PROTESTS to the transport authority about a speed limit increase in Ballylickey – and calls to have it reversed – have been rebuffed.
Transport Infrastructure Ireland (TII) acknowledged a letter sent by the Council last July, appealing TII’s decision to increase the speed limit from 60kph to 80kph for a short section of the N71 between Ouvane Falls and Cronin’s Service Station, and asking for the speed limit to be reduced back to 60kph.
At the recent meeting, municipal district officer Jacqueline Mansfield read TII’s reply in which it said it has ‘no plans’ to revisit the speed limit review process in the near future, but ‘Cork County Council may wish to keep the area under review and assess it again in due course’.
It wasn’t just public representatives who were angered by the speed limit increase: local residents voiced their objections too, following a number of bad accidents over the summer months.
‘People need to know that we, the Council members, don’t have the final say. It is someone sitting in an office looking at Google maps,’ Cllr Danny Collins (Ind) stated at the time.
‘You’d need a co-driver on that road telling you the pace notes – up 80, down 60, left over bend, up 100 – to navigate the new speed limits,’ he said.
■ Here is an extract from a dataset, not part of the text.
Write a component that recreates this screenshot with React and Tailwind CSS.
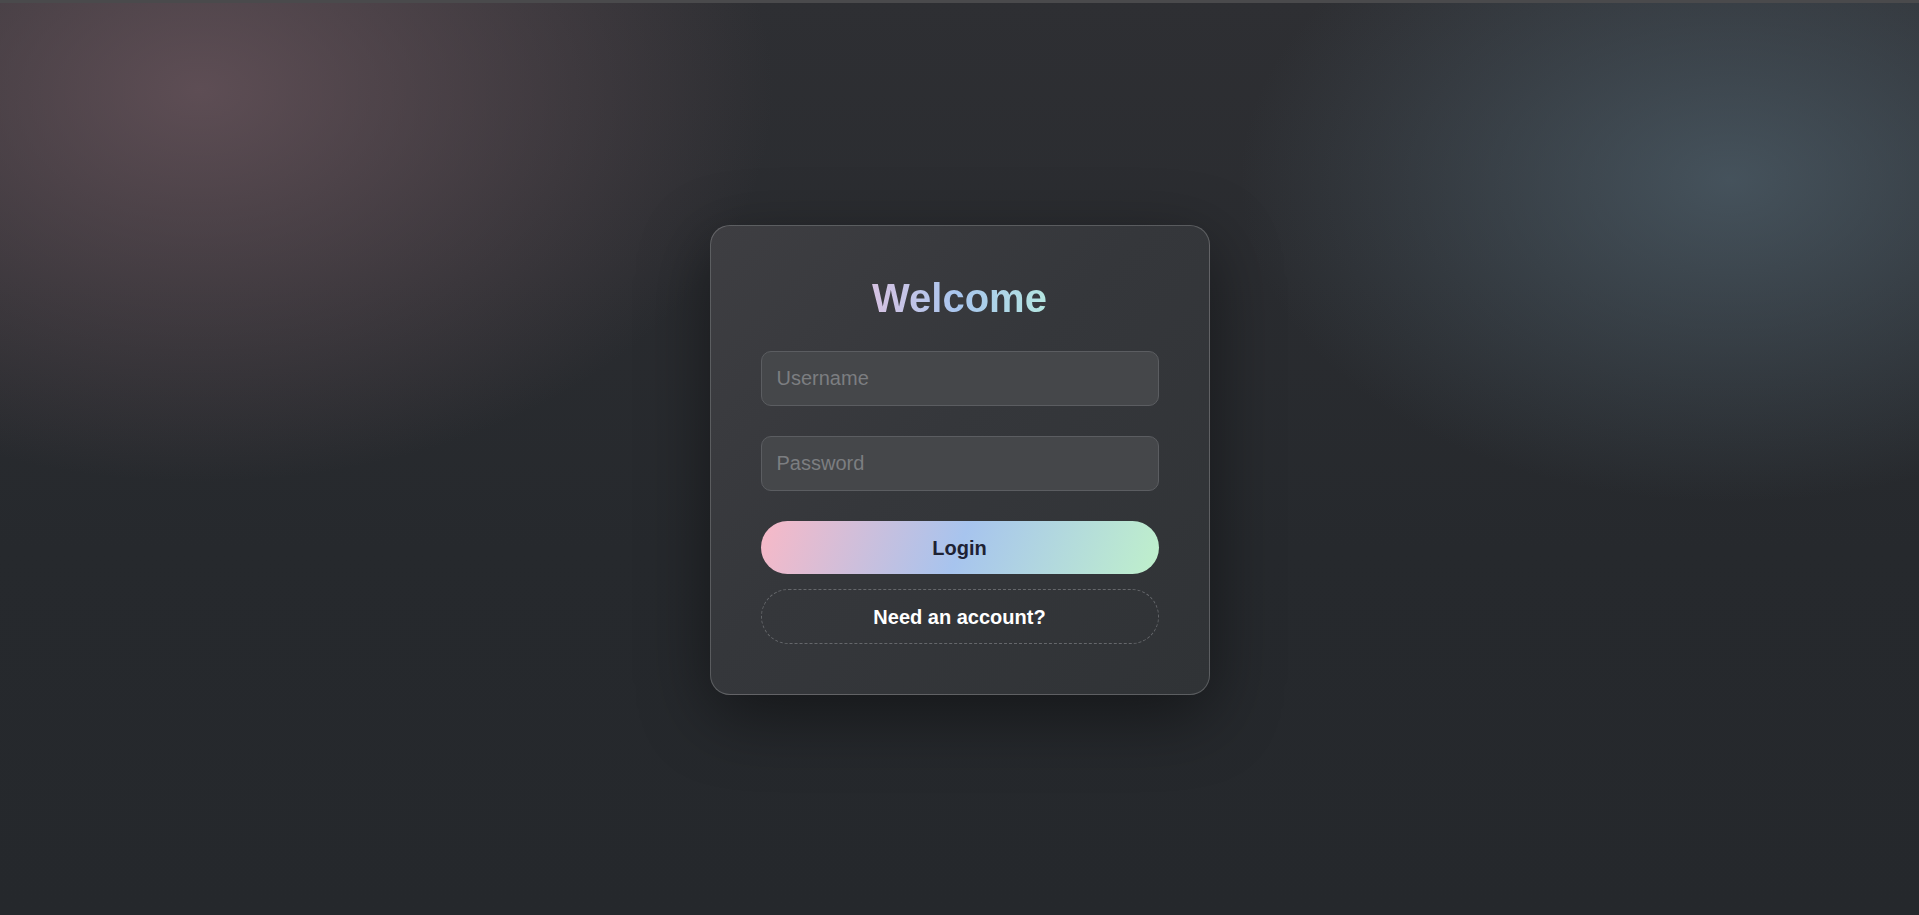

Cllr Collins said locals and public representatives are trying to make West Cork roads safer and the councillors unanimously called on TII representatives to attend one of their meetings.
What they got in reply was a letter saying the limit would remain unchanged. That prompted Cllr Patrick Gerard Murphy (FF) to complain about ‘the most confusing layout of speed limits I have ever seen’.